Almost four years ago, our family took a trip to North Carolina. While we were there, we walked on a nature trail that was literally hopping with cute, wrinkly toads. My husband caught two of them and put them in his pockets. Back at our hotel, we transferred them to the critter keeper. You travel with a critter keeper, don’t you?
We kept the toads alive on the drive home by feeding them bugs, and we naively hoped that they were a male and female, so that we could one day have little tadpoles to love. We named the future parents Lucy and Ricky.
Soon, we bought Ricky and Lucy a beautiful home — a 50-gallon glass tank with a screened roof — which we purchased at a yard sale for five dollars. We sat back to wait for the mating to begin.
Ricky seemed ready: he trilled sweetly, but Lucy was unresponsive. So, we did some research.
We discovered that female toads are significantly larger than males toads. Ricky and Lucy were both small and the same size. We did the only thing we could do. We changed Lucy’s name to Fred and resigned ourselves to life with bachelor toads.

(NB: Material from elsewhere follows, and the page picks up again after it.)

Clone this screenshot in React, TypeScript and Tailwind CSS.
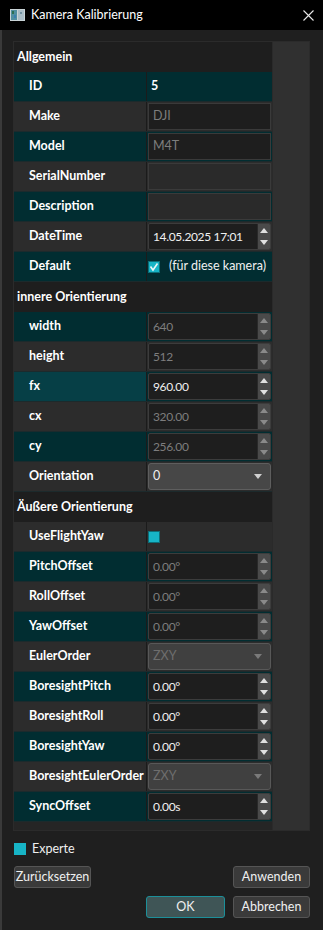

Ricky and Fred are now a family fixture. My husband, our resident habitat designer, has filled their tank with rocks for them to hide under and tree branches for them to sit on. They love to eat crickets, so we buy baby crickets and raise them in a separate habitat, just for the toads to eat. I know this might sound disgusting, but they also like to eat little slugs.
Ricky and Fred lead peaceful lives. It’s amazing to see how long a toad can stay in one position, with nothing moving except its constantly throbbing throat.
Here’s a picture of Ricky, or Fred. The only way to tell them apart is that Fred has a line down his back and Ricky doesn’t. Often, because they hide themselves at least partially, you can’t tell which one you’re seeing.
Ricky (or is it Fred?) Relaxing at Home
Here’s a picture of their bachelor pad. They favor the rustic, lived-in look.
Ricky and Fred's Habitat
We usually don’t see Ricky and Fred out and about at the same time. One of them is usually hiding in the dirt or laying low in the water. Toads don’t drink water. They take it in through their skin, so they need to have pools of water in their habitat. Here’s a picture of one of Ricky and Fred’s water areas.
Ricky and Fred's Indoor Pool
I hope you have enjoyed this little peek into the lives of our toads. We’ve read that, when not in the wild, they can live for many years. We certainly hope they do.